Mahanagar Gas Limited reported a 46.3% year-on-year decline in profit to ₹130 crore [4] for the quarter ended March 2026.
The results highlight a disconnect between operational growth and financial profitability, as the company struggled to translate higher gas volumes into bottom-line gains.
Revenue for the fourth quarter of the 2025-26 financial year remained flat at ₹2,052 crore [1]. While the top line held steady, the company saw a significant drop in operational efficiency. EBITDA fell 26% to ₹260 crore [2] during the period.
Despite the decline in profits and earnings, the company experienced growth in its core operations. Gas volume surged 11% year-on-year [3], a sign of increasing demand for its services.
To reward shareholders amid the profit dip, the board recommended a dividend of ₹18 per share [5]. This move provides a direct return to investors while the company manages the volatility in its quarterly earnings.
The financial data reflects a challenging quarter where increased volume did not offset the pressures impacting EBITDA and net profit.
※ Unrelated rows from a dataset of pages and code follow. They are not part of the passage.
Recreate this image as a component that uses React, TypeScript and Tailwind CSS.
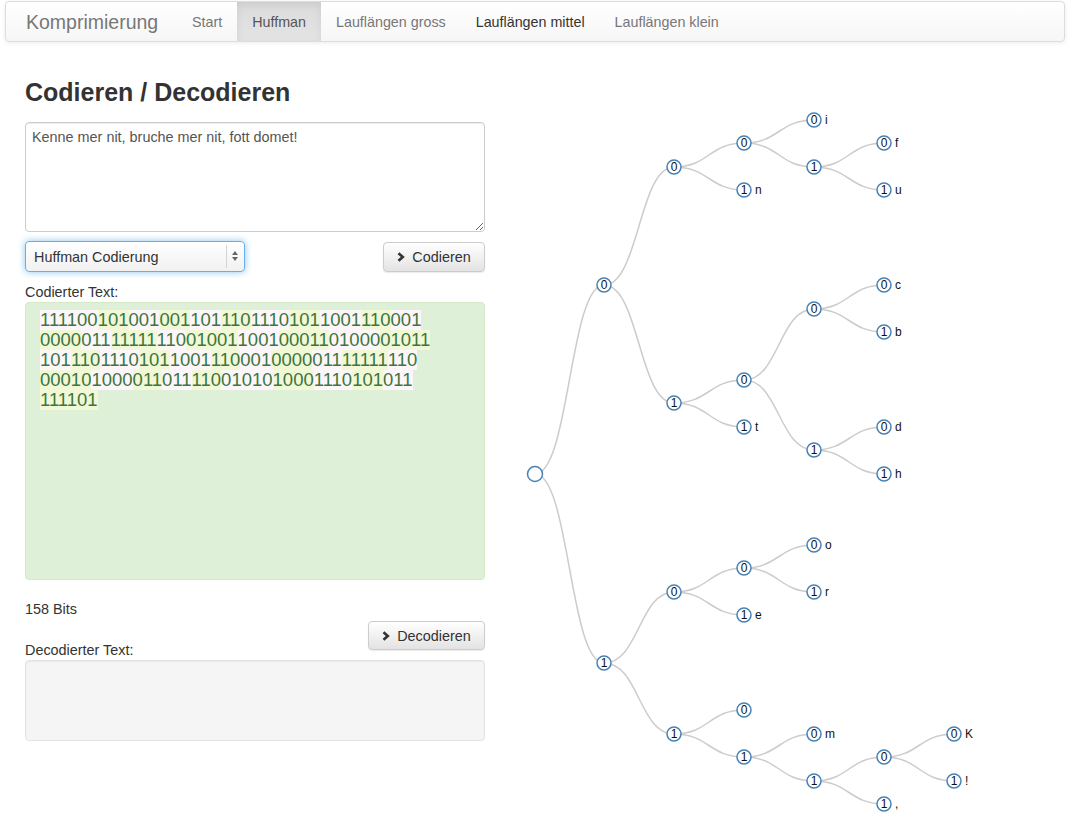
import React from 'react';

// Huffman-Baum: Code -> [y, Zeichen]
const X = [535, 604, 674, 744, 814, 884, 954];
const tree: [string, number, string][] = [
  ['', 474, ''],
  ['0', 285, ''],
  ['1', 663, ''],
  ['00', 167, ''],
  ['01', 403, ''],
  ['10', 592, ''],
  ['11', 734, ''],
  ['000', 143, ''],
  ['001', 190, 'n'],
  ['010', 380, ''],
  ['011', 427, 't'],
  ['100', 568, ''],
  ['101', 615, 'e'],
  ['110', 710, ' '],
  ['111', 757, ''],
  ['0000', 120, 'i'],
  ['0001', 167, ''],
  ['0100', 309, ''],
  ['0101', 450, ''],
  ['1000', 545, 'o'],
  ['1001', 592, 'r'],
  ['1110', 734, 'm'],
  ['1111', 781, ''],
  ['00010', 143, 'f'],
  ['00011', 190, 'u'],
  ['01000', 285, 'c'],
  ['01001', 332, 'b'],
  ['01010', 427, 'd'],
  ['01011', 474, 'h'],
  ['11110', 757, ''],
  ['11111', 804, ','],
  ['111100', 734, 'K'],
  ['111101', 781, '!'],
];

const input = 'Kenne mer nit, bruche mer nit, fott domet!';

const codeOf: Record<string, string> = {};
const yOf: Record<string, number> = {};
tree.forEach(([code, y, ch]) => {
  yOf[code] = y;
  if (ch) codeOf[ch] = code;
});

const encoded = input.split('').map((ch) => codeOf[ch]);
const bits = encoded.join('').length;

function Chevron() {
  return (
    <svg width="8" height="10" viewBox="0 0 8 10" className="shrink-0">
      <path d="M1.5 1.2 L5.8 5 L1.5 8.8" fill="none" stroke="#333" strokeWidth={2.6} />
    </svg>
  );
}

function HuffmanTree() {
  return (
    <svg width={560} height={720} viewBox="505 100 560 720" className="ml-[20px] mt-[58px] shrink-0">
      {tree
        .filter(([code]) => code.length > 0)
        .map(([code, y]) => {
          const parent = code.slice(0, -1);
          const px = X[parent.length];
          const py = yOf[parent];
          const x = X[code.length];
          const mx = (px + x) / 2;
          return (
            <path
              key={'l' + code}
              d={`M${px},${py}C${mx},${py} ${mx},${y} ${x},${y}`}
              fill="none"
              stroke="#ccc"
              strokeWidth={1.5}
            />
          );
        })}
      {tree.map(([code, y, ch]) => {
        const x = X[code.length];
        return (
          <g key={'n' + code}>
            <circle cx={x} cy={y} r={code ? 7 : 7.5} fill="#fff" stroke="#4682b4" strokeWidth={1.5} />
            {code && (
              <text x={x} y={y + 4.3} textAnchor="middle" fontSize={12} fill="#111" fontFamily="'Liberation Sans', Arial, sans-serif">
                {code.slice(-1)}
              </text>
            )}
            {ch.trim() && (
              <text x={x + 11} y={y + 4.3} fontSize={12} fill="#111" fontFamily="'Liberation Sans', Arial, sans-serif">
                {ch}
              </text>
            )}
          </g>
        );
      })}
    </svg>
  );
}

export default function App() {
  const navItems = ['Start', 'Huffman', 'Lauflängen gross', 'Lauflängen mittel', 'Lauflängen klein'];

  return (
    <div className="min-h-screen bg-white font-['Liberation_Sans',Arial,sans-serif] text-[14px] leading-[20px] text-[#333]">
      {/* Navbar */}
      <nav className="ml-[5px] mr-[12px] mt-px flex h-[41px] items-stretch rounded-[4px] border border-[#dcdcdc] bg-linear-to-b from-white to-[#f6f6f6] shadow-[0_1px_4px_rgba(0,0,0,0.08)]">
        <div className="flex w-[171px] items-center pl-[20px] text-[19.5px] text-[#777]">Komprimierung</div>
        <ul className="flex items-stretch text-[14.3px]">
          {navItems.map((item) => (
            <li
              key={item}
              className={
                item === 'Huffman'
                  ? 'flex items-center bg-linear-to-b from-[#dbdbdb] to-[#e4e4e4] px-[15px] text-[#555] shadow-[inset_0_3px_9px_rgba(0,0,0,0.07)]'
                  : item === 'Lauflängen mittel'
                  ? 'flex items-center px-[15px] text-[#333]'
                  : 'flex items-center px-[15px] text-[#777]'
              }
            >
              {item}
            </li>
          ))}
        </ul>
      </nav>

      <div className="flex pl-[25px]">
        {/* Left column */}
        <div className="w-[460px] shrink-0 pt-[36px]">
          <h2 className="text-[25px] font-bold leading-[28px] text-[#333]">Codieren / Decodieren</h2>

          <textarea
            defaultValue={input}
            className="mt-[16px] block h-[110px] w-full rounded-[4px] border border-[#ccc] px-[6px] pt-[4px] text-[14.4px] leading-[20px] text-[#555] shadow-[inset_0_1px_1px_rgba(0,0,0,0.075)] outline-none"
          />

          <div className="mt-[9px] flex items-start justify-between">
            <div className="relative h-[31px] w-[220px] rounded-[4px] border border-[#66afe9] bg-linear-to-b from-white to-[#f1f1f1] shadow-[0_0_7px_rgba(102,175,233,0.75)]">
              <div className="flex h-full items-center pl-[8px] text-[14.4px] text-[#333]">Huffman Codierung</div>
              <div className="absolute right-[17px] top-[3px] bottom-[3px] w-px bg-[#d4d4d4]" />
              <div className="absolute right-[6px] top-[9px] flex flex-col items-center gap-[2px]">
                <div className="h-0 w-0 border-x-[3px] border-b-[4px] border-x-transparent border-b-[#666]" />
                <div className="h-0 w-0 border-x-[3px] border-t-[4px] border-x-transparent border-t-[#666]" />
              </div>
            </div>
            <button className="mt-px flex h-[30px] w-[102px] items-center justify-center gap-[7px] rounded-[4px] border border-[#ccc] bg-linear-to-b from-white to-[#e3e3e3] text-[14.4px] text-[#333] shadow-[0_1px_1px_rgba(0,0,0,0.08)]">
              <Chevron />
              Codieren
            </button>
          </div>

          <div className="mt-[10px] text-[14.4px]">Codierter Text:</div>
          <div className="h-[278px] rounded-[4px] border border-[#d6e9c6] bg-[#dff0d8] pl-[14px] pt-[7px]">
            <div className="flex w-[415px] flex-wrap text-[18.5px] leading-[20px] text-[#3c763d]">
              {encoded.map((code, i) => (
                <span key={i} className={i % 2 === 0 ? 'bg-[#fcf6fb]' : 'bg-[#f1f8d6]'}>
                  {code}
                </span>
              ))}
            </div>
          </div>

          <div className="mt-[19px] text-[14.4px]">{bits} Bits</div>
          <div className="mt-[2px] flex items-end justify-between">
            <div className="text-[14.4px]">Decodierter Text:</div>
            <button className="mb-[10px] flex h-[29px] w-[117px] items-center justify-center gap-[7px] rounded-[4px] border border-[#ccc] bg-linear-to-b from-white to-[#e3e3e3] text-[14.4px] text-[#333] shadow-[0_1px_1px_rgba(0,0,0,0.08)]">
              <Chevron />
              Decodieren
            </button>
          </div>
          <div className="h-[81px] rounded-[4px] border border-[#e3e3e3] bg-[#f5f5f5] shadow-[inset_0_1px_1px_rgba(0,0,0,0.05)]" />
        </div>

        {/* Tree */}
        <HuffmanTree />
      </div>
    </div>
  );
}
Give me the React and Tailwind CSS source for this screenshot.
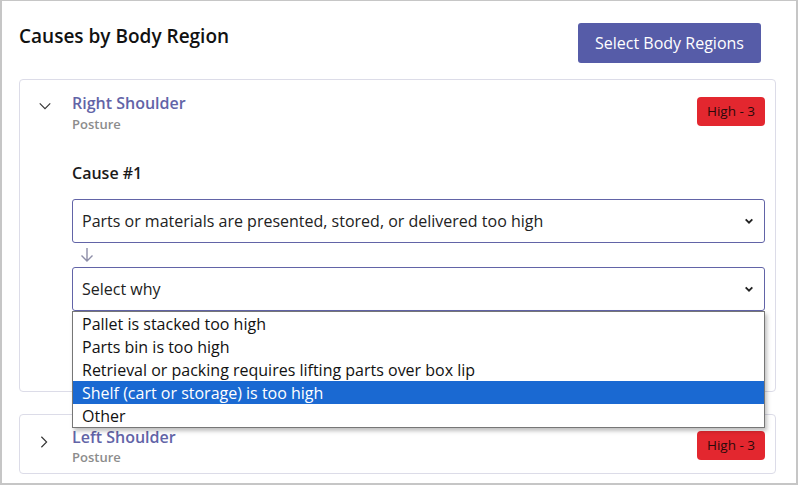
import React from "react";

const font = { fontFamily: '"Open Sans", "Noto Sans", sans-serif' };

const ChevronDown = ({ className }) => (
  <svg viewBox="0 0 16 16" className={className} fill="none" stroke="currentColor" strokeWidth="1.3">
    <path d="M2 5l6 6 6-6" />
  </svg>
);

const ChevronRight = ({ className }) => (
  <svg viewBox="0 0 16 16" className={className} fill="none" stroke="currentColor" strokeWidth="1.3">
    <path d="M5 2l6 6-6 6" />
  </svg>
);

const SelectCaret = () => (
  <svg viewBox="0 0 12 12" className="h-[10px] w-[10px] text-[#222]" fill="none" stroke="currentColor" strokeWidth="2.2">
    <path d="M2 4l4 4 4-4" />
  </svg>
);

const Badge = () => (
  <span className="flex h-[29px] w-[68px] items-center justify-center rounded-[4px] bg-[#e3272f] text-[13.5px] text-[#2b0a0a]">
    High - 3
  </span>
);

const options = [
  "Pallet is stacked too high",
  "Parts bin is too high",
  "Retrieval or packing requires lifting parts over box lip",
  "Shelf (cart or storage) is too high",
  "Other",
];

export default function App() {
  return (
    <div
      className="h-[485px] w-[798px] overflow-hidden border-x-2 border-t border-b-2 border-[#c6c6c6] bg-white pr-[20px] pl-[17px] pt-[22px]"
      style={font}
    >
      <div className="flex items-start justify-between pr-[15px]">
        <h1 className="mt-[-1px] text-[19px] font-semibold text-[#111]">Causes by Body Region</h1>
        <button className="h-[40px] w-[183px] rounded-[3px] bg-[#565ca8] text-[16px] text-white">
          Select Body Regions
        </button>
      </div>

      <div className="mt-[16px] h-[313px] rounded-[4px] border border-[#dcdce8] pt-[13px] pr-[10px]">
        <div className="flex items-start">
          <div className="flex w-[52px] justify-center pt-[6px]">
            <ChevronDown className="ml-[-2px] h-[14px] w-[14px] text-[#333]" />
          </div>
          <div className="flex-1 leading-tight">
            <div className="text-[16px] font-semibold text-[#6264a7]">Right Shoulder</div>
            <div className="mt-[3px] text-[13px] font-semibold text-[#8c8c8c]">Posture</div>
          </div>
          <div className="mt-[4px]">
            <Badge />
          </div>
        </div>

        <div className="pl-[52px]">
          <div className="mt-[29px] text-[16px] font-semibold text-[#1a1a1a]">Cause #1</div>
          <div className="mt-[14px] flex h-[44px] items-center justify-between rounded-[3px] border border-[#6264a7] pr-[10px] pl-[9px] text-[16px] text-[#222]">
            <span>Parts or materials are presented, stored, or delivered too high</span>
            <SelectCaret />
          </div>
          <div className="flex h-[24px] items-center pl-[7px]">
            <svg viewBox="0 0 16 16" className="h-[16px] w-[16px] text-[#8d8ea8]" fill="none" stroke="currentColor" strokeWidth="1.4">
              <path d="M8 1v13M2.5 8.5L8 14l5.5-5.5" />
            </svg>
          </div>
          <div className="relative">
            <div className="flex h-[44px] items-center justify-between rounded-[3px] border border-[#6264a7] pr-[10px] pl-[9px] text-[16px] text-[#222]">
              <span>Select why</span>
              <SelectCaret />
            </div>
            <div className="absolute top-[44px] left-0 z-10 w-full border border-[#767676] bg-white shadow-[2px_3px_4px_rgba(0,0,0,0.25)]">
              {options.map((o, i) => (
                <div
                  key={o}
                  className={`flex h-[23px] items-center pl-[9px] text-[16px] ${
                    i === 3 ? "bg-[#1a69d2] text-white" : "text-[#111]"
                  }`}
                >
                  {o}
                </div>
              ))}
            </div>
          </div>
        </div>
      </div>

      <div className="mt-[22px] flex h-[60px] items-start rounded-[4px] border border-[#dcdce8] pt-[12px] pr-[10px]">
        <div className="flex w-[52px] justify-center pt-[8px]">
          <ChevronRight className="ml-[-4px] h-[14px] w-[14px] text-[#333]" />
        </div>
        <div className="flex-1 leading-tight">
          <div className="text-[16px] font-semibold text-[#6264a7]">Left Shoulder</div>
          <div className="mt-[2px] text-[13px] font-semibold text-[#8c8c8c]">Posture</div>
        </div>
        <div className="mt-[4px]">
          <Badge />
        </div>
      </div>
    </div>
  );
}
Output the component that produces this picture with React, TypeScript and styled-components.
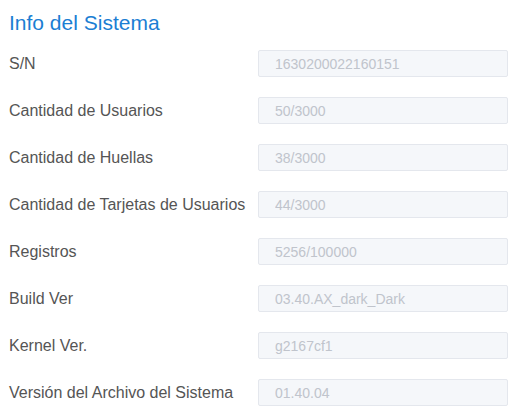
import React from 'react';
import styled, { createGlobalStyle } from 'styled-components';

const GlobalStyle = createGlobalStyle`
  body {
    margin: 0;
    background: #fff;
    font-family: "Liberation Sans", Arial, sans-serif;
  }
`;

const Panel = styled.div`
  width: 523px;
  padding: 9px 0 0 9px;
  box-sizing: border-box;
`;

const Title = styled.h2`
  margin: 0 0 14px;
  font-size: 21px;
  font-weight: normal;
  color: #1b7ed3;
  line-height: 27px;
`;

const Row = styled.div`
  display: grid;
  grid-template-columns: 249px 250px;
  align-items: center;
  height: 27px;
  margin-bottom: 20px;
`;

const Label = styled.span`
  font-size: 16px;
  color: #555;
`;

const Field = styled.input`
  box-sizing: border-box;
  width: 250px;
  height: 27px;
  padding: 0 16px;
  border: 1px solid #e4e7ed;
  border-radius: 2px;
  background: #f5f7fa;
  color: #c0c4cc;
  font-family: "Liberation Sans", Arial, sans-serif;
  font-size: 14px;
  outline: none;
`;

const rows: [string, string][] = [
  ['S/N', '1630200022160151'],
  ['Cantidad de Usuarios', '50/3000'],
  ['Cantidad de Huellas', '38/3000'],
  ['Cantidad de Tarjetas de Usuarios', '44/3000'],
  ['Registros', '5256/100000'],
  ['Build Ver', '03.40.AX_dark_Dark'],
  ['Kernel Ver.', 'g2167cf1'],
  ['Versión del Archivo del Sistema', '01.40.04'],
];

export default function App() {
  return (
    <>
      <GlobalStyle />
      <Panel>
        <Title>Info del Sistema</Title>
        {rows.map(([label, value]) => (
          <Row key={label}>
            <Label>{label}</Label>
            <Field value={value} disabled readOnly />
          </Row>
        ))}
      </Panel>
    </>
  );
}
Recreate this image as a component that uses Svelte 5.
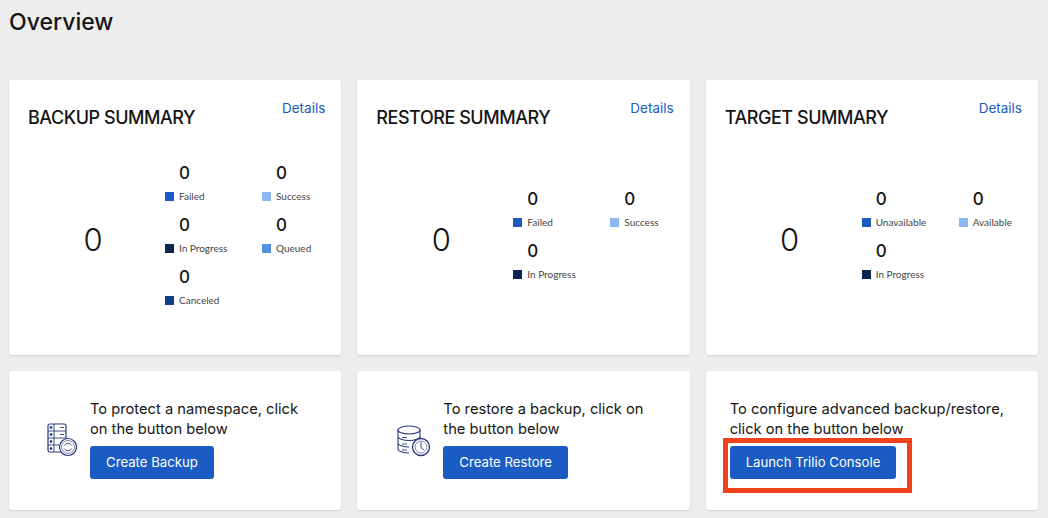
<script>
  const summaries = [
    {
      title: 'BACKUP SUMMARY',
      stats: [
        { label: 'Failed', color: '#1a5bc4' },
        { label: 'Success', color: '#8bb8f1' },
        { label: 'In Progress', color: '#0c2652' },
        { label: 'Queued', color: '#5592e6' },
        { label: 'Canceled', color: '#123f8c' }
      ]
    },
    {
      title: 'RESTORE SUMMARY',
      stats: [
        { label: 'Failed', color: '#1a5bc4' },
        { label: 'Success', color: '#8bb8f1' },
        { label: 'In Progress', color: '#0c2652' }
      ]
    },
    {
      title: 'TARGET SUMMARY',
      stats: [
        { label: 'Unavailable', color: '#1a5bc4' },
        { label: 'Available', color: '#8bb8f1' },
        { label: 'In Progress', color: '#0c2652' }
      ]
    }
  ];
</script>

<main class="page">
  <h1>Overview</h1>
  <div class="grid">
    {#each summaries as s}
      <section class="card summary">
        <div class="head">
          <h2>{s.title}</h2>
          <a href="#details">Details</a>
        </div>
        <div class="body">
          <div class="total">0</div>
          <div class="stats">
            {#each s.stats as stat}
              <div class="stat">
                <div class="num">0</div>
                <div class="label"><i style="background: {stat.color}"></i>{stat.label}</div>
              </div>
            {/each}
          </div>
        </div>
      </section>
    {/each}

    <section class="card action first">
      <svg class="icon" width="30" height="34" viewBox="0 0 30 34" fill="none" stroke="#2a3b78" stroke-width="0.9">
        <rect x="1" y="1" width="18" height="28" rx="2" stroke-width="1.2" />
        <path d="M7 1v28M1 8h18M1 15h18M1 22h18" />
        <circle cx="4" cy="4.500" r="1" fill="#2a3b78" />
        <circle cx="4" cy="11.500" r="1" fill="#2a3b78" />
        <circle cx="4" cy="18.500" r="1" fill="#2a3b78" />
        <circle cx="4" cy="25.500" r="1" fill="#2a3b78" />
        <path d="M13 4.500h4M13 11.500h4" />
        <circle cx="21" cy="24" r="8.500" fill="#fff" stroke-width="1.200" />
        <circle cx="21" cy="24" r="6.500" stroke-width="0.600" />
        <path d="M17.500 22.500a4 4 0 0 1 6.500-1l1 1M24.500 25.500a4 4 0 0 1-6.500 1l-1-1" />
      </svg>
      <div class="text">
        <p>To protect a namespace, click on the button below</p>
        <button>Create Backup</button>
      </div>
    </section>

    <section class="card action second">
      <svg class="icon" width="34" height="32" viewBox="0 0 34 32" fill="none" stroke="#2a3b78" stroke-width="0.9">
        <ellipse cx="12" cy="5" rx="11" ry="4" stroke-width="1.100" />
        <path d="M1 5v19c0 2 5 4 11 4M23 5v10M1 11.500c0 2 5 4 11 4s11-2 11-4M1 18c0 2 5 4 11 4" stroke-width="1.100" />
        <path d="M5 12.500h5M5 19h5M5 25h5" />
        <circle cx="24" cy="22" r="8.500" fill="#fff" stroke-width="1.300" />
        <circle cx="24" cy="22" r="6" stroke-width="0.600" />
        <path d="M24 17v5.500l3 2.500" />
      </svg>
      <div class="text">
        <p>To restore a backup, click on the button below</p>
        <button>Create Restore</button>
      </div>
    </section>

    <section class="card action third">
      <div class="text">
        <p>To configure advanced backup/restore, click on the button below</p>
        <div class="highlighted">
          <button>Launch Trilio Console</button>
          <span class="marker"></span>
        </div>
      </div>
    </section>
  </div>
</main>

<style>
  :global(body) {
    margin: 0;
    background: #ededed;
    font-family: "Inter", "Liberation Sans", sans-serif;
    color: #151515;
  }

  .page {
    padding: 8px 10px 8px 9px;
    height: 518px;
    box-sizing: border-box;
    overflow: hidden;
  }

  h1 {
    margin: 0 0 44px;
    font-size: 23px;
    line-height: 28px;
    font-weight: 500;
  }

  .grid {
    display: grid;
    grid-template-columns: repeat(3, minmax(0, 1fr));
    grid-template-rows: 275px 139px;
    gap: 16px;
  }

  .card {
    background: #fff;
    border-radius: 3px;
    box-shadow: 0 1px 2px rgba(0, 0, 0, 0.12);
    box-sizing: border-box;
  }

  .summary {
    padding: 18px 16px 0 19px;
  }

  .head {
    display: flex;
    justify-content: space-between;
    align-items: flex-start;
    height: 64px;
  }

  h2 {
    margin: 10px 0 0;
    font-size: 18px;
    line-height: 20px;
    font-weight: 500;
    letter-spacing: -0.45px;
  }

  .head a {
    color: #1a5bc4;
    font-size: 13.500px;
    line-height: 20px;
    text-decoration: none;
  }

  .body {
    display: flex;
    align-items: center;
    height: 156px;
  }

  .total {
    flex: none;
    width: 130px;
    margin-right: 7px;
    text-align: center;
    font-size: 31px;
    line-height: 40px;
    font-weight: 300;
  }

  .stats {
    display: grid;
    grid-template-columns: 97px 60px;
    grid-auto-rows: 52px;
  }

  .num {
    padding-left: 14px;
    font-size: 17px;
    line-height: 22px;
    font-weight: 500;
  }

  .label {
    display: flex;
    align-items: center;
    gap: 5px;
    margin-top: 2px;
    font-family: "Lato", "Liberation Sans", sans-serif;
    font-size: 10px;
    line-height: 20px;
    color: #444;
    white-space: nowrap;
  }

  .label i {
    width: 9px;
    height: 9px;
  }

  .action {
    display: flex;
    align-items: flex-start;
    padding-top: 29px;
  }

  .first {
    padding-left: 38px;
  }

  .first .icon {
    margin: 23px 13px 0 0;
  }

  .second {
    padding-left: 40px;
  }

  .second .icon {
    margin: 25px 12px 0 0;
  }

  .third {
    padding-left: 24px;
  }

  p {
    margin: 0 0 7px;
    font-size: 14.700px;
    line-height: 19.500px;
    max-width: 290px;
  }

  .first p {
    max-width: 225px;
  }

  .second p {
    max-width: 210px;
  }

  button {
    display: block;
    height: 33px;
    padding: 0 16px 2px;
    border: 0;
    border-radius: 3px;
    background: #1a5bc4;
    color: #fff;
    font-family: inherit;
    font-size: 13.200px;
  }

  .highlighted {
    position: relative;
    width: max-content;
  }

  .marker {
    position: absolute;
    left: -7px;
    top: -8px;
    width: 189px;
    height: 55px;
    box-sizing: border-box;
    border: 5px solid #f0431c;
  }
</style>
The flat revenue suggests that pricing or market conditions may have capped the growth potential of the 11% volume increase [1], [3].
“Profit falls 46.3% YoY to ₹130 crore”
The disparity between an 11% increase in volume and a sharp decline in profit suggests that Mahanagar Gas is facing compressed margins. This could be the result of rising input costs or a pricing strategy that cannot keep pace with operational expenses, meaning that higher usage is not currently translating into higher profitability.